Arrakis is a new operating system that is designed around recent application and hardware trends: Applications are becoming so complex that they are miniature operating systems in their own right and are hampered by the existing OS protection model. On the hardware side, virtualization technologies and I/O devices have become increasingly sophisticated and take on more and more functions traditionally carried out by the operating system.

Distributed storage systems

We are pushing the limits of today’s distributed storage systems on several fronts. Scatter, a scalable peer-to-peer key-value storage system, preserves serializable consistency even under adverse conditions. Comet is a distributed key-value store that lets clients inject snippets of code into storage elements, creating an active key-value store that greatly increases the power and range of applications that use distributed storage applications. Faculty: Anderson, Kohno, Krishnamurthy, Levy.

uProxy

uProxy is a browser extension that lets users share alternative more secure routes to the Internet. It's like a personalised VPN service that you set up for yourself and your friends. uProxy helps users protect each other from third parties who may try to watch, block, or redirect users’ Internet connections.

BotLab: a Real-Time Botnet Monitoring Platform

BotLab is a platform that continually monitors and analyzes the behavior of spam-oriented botnets. BoLab gathers multiple real-time streams of information about botnets taken from distinct perspectives. By combining and analyzing these streams, BoLab can produce accurate, timely, and comprehensive data about spam botnet behavior.


Privacy-preserving data sharing

Increasing interconnectivity and data sharing can compromise data security and privacy. OneSwarm is a peer-to-peer tool that provides users with explicit control over data privcy by letting them determine how data is to be shared. Instead of sharing data indiscriminately, data shared with OneSwarm can be made public, shared with friends, shared with some friends but not others, and so forth -- an approach we termed friend-to-friend (F2F) data sharing. Faculty: Anderson, Krishnamurthy.

Reverse Traceroute

Traceroute has long had a fundamental limitation that affects all these applications: it does not provide reverse path information. In this project, we address this longstanding limitation by building a reverse traceroute tool. Our tool provides the same information as traceroute, but for the reverse path, and it works in the same case as traceroute, when the user may lack control of the destination.


Seattle: the Internet as a Testbed

Seattle is a platform for networking and distributed systems research. It's free, community-driven, and offers a large deployment of computers spread across the world. Seattle works by operating on resources donated by users and institutions. The global distribution of the Seattle network provides the ability to use it in application contexts that include cloud computing, p2p, ubiquitous/mobile computing, distributed systems.
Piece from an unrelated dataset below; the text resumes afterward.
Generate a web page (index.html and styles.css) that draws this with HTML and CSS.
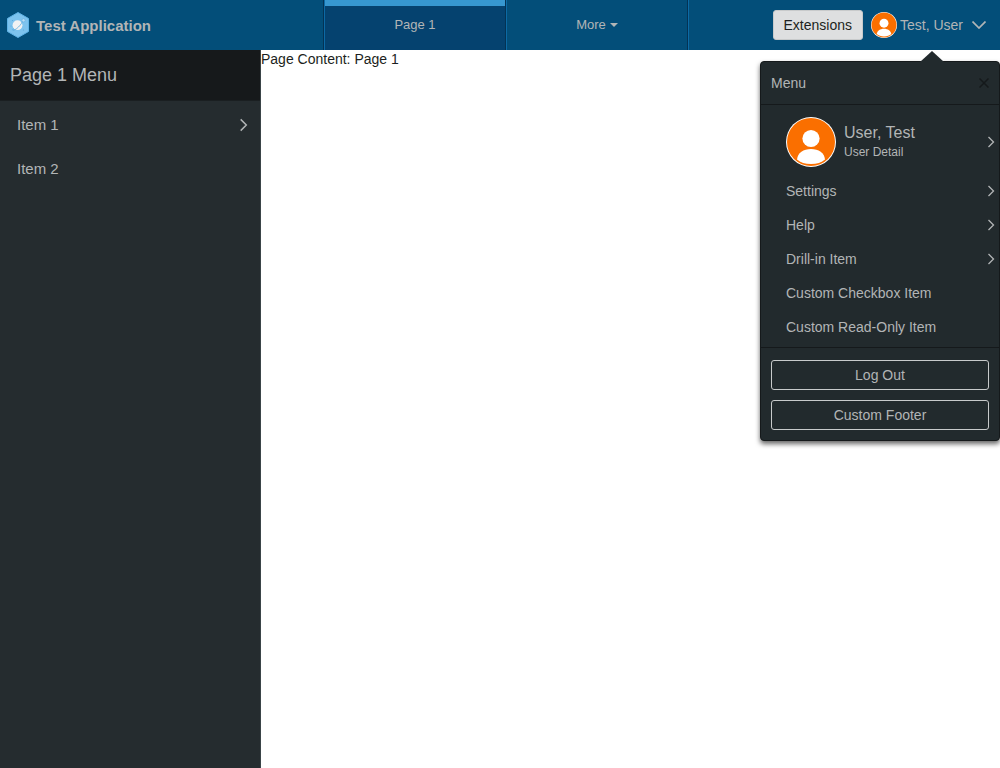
FILE: index.html
```html
<!DOCTYPE html>
<html lang="en">
<head>
<meta charset="utf-8">
<meta name="viewport" content="width=device-width, initial-scale=1">
<title>Test Application</title>
<link rel="stylesheet" href="styles.css">
</head>
<body>
<svg class="defs" aria-hidden="true">
  <symbol id="avatar" viewBox="0 0 50 50">
    <circle cx="25" cy="25" r="25" fill="#fff"/>
    <circle cx="25" cy="25" r="24" fill="#fa6f00"/>
    <circle cx="25" cy="21.500" r="8.600" fill="#fff"/>
    <path d="M11 42.500C11.500 36 17.500 32 25 32s13.500 4 14 10.500C35.500 45.500 31 47 25 47s-10.500-1.500-14-4.500z" fill="#fff"/>
  </symbol>
  <symbol id="chevron" viewBox="0 0 8 12">
    <path d="M1.500 1l5 5-5 5" fill="none" stroke="currentColor" stroke-width="1.300"/>
  </symbol>
</svg>
<div class="app">
  <header class="header">
    <div class="brand">
      <svg class="logo" viewBox="0 0 24 26" aria-hidden="true">
        <path d="M12 .5L22.500 6.500v13L12 25.500 1.500 19.500v-13z" fill="#7dc3ee" stroke="#5fb3e6"/>
        <circle cx="11.500" cy="13.200" r="4.900" fill="#f1f2f3"/>
        <path d="M7.500 16.500c-2.500 3.500 2 1.500 5-1.500 2.500-2.500 4-5 4-6" fill="none" stroke="#5aa9dc" stroke-width=".8"/>
        <circle cx="17.500" cy="8.300" r="1.600" fill="#b9def5" stroke="#5aa9dc" stroke-width=".5"/>
        <circle cx="6.500" cy="8.500" r=".6" fill="#5aa9dc"/>
        <circle cx="5" cy="14" r=".6" fill="#5aa9dc"/>
        <circle cx="17.500" cy="18" r=".6" fill="#5aa9dc"/>
      </svg>
      <span class="brand-name">Test Application</span>
    </div>
    <nav class="tabs" aria-label="Pages">
      <a class="tab tab-active" href="#page1" aria-current="page">Page 1</a>
      <button class="tab" type="button">More<span class="caret"></span></button>
    </nav>
    <div class="utilities">
      <button class="extensions" type="button">Extensions</button>
      <button class="user" type="button" aria-expanded="true">
        <svg class="user-avatar" aria-hidden="true"><use href="#avatar"/></svg>
        <span class="user-name">Test, User</span>
        <svg class="user-chevron" viewBox="0 0 14 8" aria-hidden="true"><path d="M.5.500l6.500 6.500L13.500.500" fill="none" stroke="currentColor" stroke-width="1.700"/></svg>
      </button>
      <section class="popup" aria-label="User menu">
        <div class="popup-header">
          <h2 class="popup-title">Menu</h2>
          <button class="close" type="button" aria-label="Close"><svg class="close-icon" viewBox="0 0 10 10"><path d="M.5.500l9 9M9.500.500l-9 9" stroke="currentColor" stroke-width="1.500"/></svg></button>
        </div>
        <ul class="popup-list">
          <li><button class="option option-user" type="button">
            <svg class="large-avatar" aria-hidden="true"><use href="#avatar"/></svg>
            <span class="details"><span class="details-name">User, Test</span><span class="details-note">User Detail</span></span>
            <svg class="chevron" aria-hidden="true"><use href="#chevron"/></svg>
          </button></li>
          <li><button class="option" type="button">Settings<svg class="chevron" aria-hidden="true"><use href="#chevron"/></svg></button></li>
          <li><button class="option" type="button">Help<svg class="chevron" aria-hidden="true"><use href="#chevron"/></svg></button></li>
          <li><button class="option" type="button">Drill-in Item<svg class="chevron" aria-hidden="true"><use href="#chevron"/></svg></button></li>
          <li><button class="option" type="button">Custom Checkbox Item</button></li>
          <li><button class="option" type="button">Custom Read-Only Item</button></li>
        </ul>
        <div class="popup-footer">
          <button class="footer-button" type="button">Log Out</button>
          <button class="footer-button" type="button">Custom Footer</button>
        </div>
      </section>
    </div>
  </header>
  <div class="body">
    <aside class="sidebar">
      <h1 class="sidebar-title">Page 1 Menu</h1>
      <nav class="side-nav" aria-label="Page 1 Menu">
        <a class="side-item" href="#item1">Item 1<svg class="side-chevron" aria-hidden="true"><use href="#chevron"/></svg></a>
        <a class="side-item" href="#item2">Item 2</a>
      </nav>
    </aside>
    <main class="content">Page Content: Page 1</main>
  </div>
</div>
</body>
</html>
```
FILE: styles.css
```css
* {
  box-sizing: border-box;
}

body {
  margin: 0;
  background: #fff;
  color: #1c1f21;
  font: 14px/18px "Liberation Sans", Arial, sans-serif;
}

button {
  margin: 0;
  padding: 0;
  border: 0;
  background: none;
  color: inherit;
  font: inherit;
  cursor: pointer;
}

a {
  color: inherit;
  text-decoration: none;
}

.defs {
  position: absolute;
  width: 0;
  height: 0;
}

.app {
  display: flex;
  flex-direction: column;
  min-height: 100vh;
}

.header {
  display: grid;
  grid-template-columns: minmax(160px, 323fr) minmax(180px, 366fr) minmax(240px, 311fr);
  height: 50px;
  background: #034e79;
  color: #b2b5b6;
}

.brand {
  display: flex;
  align-items: center;
  gap: 6px;
  padding-left: 6px;
}

.logo {
  width: 24px;
  height: 26px;
}

.brand-name {
  padding-top: 2px;
  font-size: 15px;
  font-weight: bold;
}

.tabs {
  display: flex;
  border-left: 1px solid #033355;
  border-right: 1px solid #0c6aa5;
}

.tab {
  display: flex;
  flex: 1;
  align-items: center;
  justify-content: center;
  border-left: 1px solid #0c6aa5;
  border-right: 1px solid #033355;
  font-size: 13px;
}

.tab-active {
  background: linear-gradient(#3797d0 6px, #05426f 6px);
}

.caret {
  margin-left: 4px;
  border: 4px solid transparent;
  border-top-color: currentColor;
  border-bottom: 0;
}

.utilities {
  position: relative;
  display: flex;
  align-items: center;
  justify-content: flex-end;
  gap: 8px;
  padding-right: 14px;
}

.extensions {
  height: 30px;
  padding: 0 10px;
  border: 1px solid #c8cacb;
  border-radius: 3px;
  background: #dedfe0;
  color: #1c1f21;
}

.user {
  display: flex;
  align-items: center;
}

.user-avatar {
  width: 26px;
  height: 26px;
  margin-right: 3px;
}

.user-chevron {
  width: 14px;
  height: 8px;
  margin-left: 9px;
}

.popup {
  position: absolute;
  z-index: 1;
  top: 61px;
  right: 0;
  width: 240px;
  border: 1px solid #15191b;
  border-radius: 4px;
  background: #222a2d;
  box-shadow: 0 3px 5px rgba(0, 0, 0, 0.6);
}

.popup::before {
  position: absolute;
  right: 55px;
  bottom: 100%;
  border: 12px solid transparent;
  border-top: 0;
  border-bottom: 11px solid #222a2d;
  content: "";
}

.popup-header {
  display: flex;
  align-items: center;
  justify-content: space-between;
  height: 43px;
  padding: 0 10px;
  border-bottom: 1px solid #15191b;
}

.popup-title {
  margin: 0;
  font-size: 14px;
  font-weight: normal;
}

.close {
  display: flex;
  color: #15191b;
}

.close-icon {
  width: 10px;
  height: 10px;
}

.popup-list {
  margin: 0;
  padding: 5px 0 3px;
  border-bottom: 1px solid #15191b;
  list-style: none;
}

.option {
  display: flex;
  align-items: center;
  width: 100%;
  height: 34px;
  padding: 0 4px 0 25px;
  text-align: left;
}

.option-user {
  height: 64px;
}

.large-avatar {
  width: 50px;
  height: 50px;
  margin-right: 8px;
}

.details {
  display: flex;
  flex-direction: column;
}

.details-name {
  font-size: 16px;
  line-height: 20px;
}

.details-note {
  font-size: 12px;
}

.chevron {
  width: 8px;
  height: 12px;
  margin-left: auto;
}

.popup-footer {
  display: flex;
  flex-direction: column;
  gap: 10px;
  padding: 12px 10px 10px;
}

.footer-button {
  height: 30px;
  border: 1px solid #c8cacb;
  border-radius: 3px;
}

.body {
  display: flex;
  flex: 1;
}

.sidebar {
  flex: 0 0 261px;
  border-right: 1px solid #3a4447;
  background: #252c2f;
  color: #b2b5b6;
}

.sidebar-title {
  margin: 0;
  padding: 15px 10px;
  border-bottom: 1px solid #1a1f21;
  background: #16191b;
  font-size: 18px;
  font-weight: normal;
  line-height: 20px;
}

.side-nav {
  padding: 2px 0;
}

.side-item {
  display: flex;
  align-items: center;
  justify-content: space-between;
  height: 44px;
  padding: 0 12px 0 17px;
  font-size: 15px;
}

.side-chevron {
  width: 9px;
  height: 14px;
}

.content {
  flex: 1;
}
```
Synoptic: Studying Logged Behavior with Inferred Models

Computer systems are often difficult to understand and debug. A common way of gaining insight into a system's behavior is to inspect execution logs. Unfortunately, manual inspection of logs is an arduous process. We have developed a tool called Synoptic that helps developers by inferring a concise and accurate system model, in the form of a finite state machine, from execution logs. Synoptic processes the logs that most systems already produce, and it requires developers only to specify a set of regular expressions for parsing the logs. Synoptic models have been used to find new bugs, increase developer confidence in the correctness of their code, and help developers better understand their programs.


iPlane: Information Plane for Distributed Services

iPlane is a scalable service providing accurate predictions of Internet path performance for emerging overlay services. Unlike the more common black box latency prediction techniques in use today, iPlane builds a structural model of the Internet. We construct an annotated map of the Internet and predict end-to-end performance by composing measured performance of segments of known Internet paths.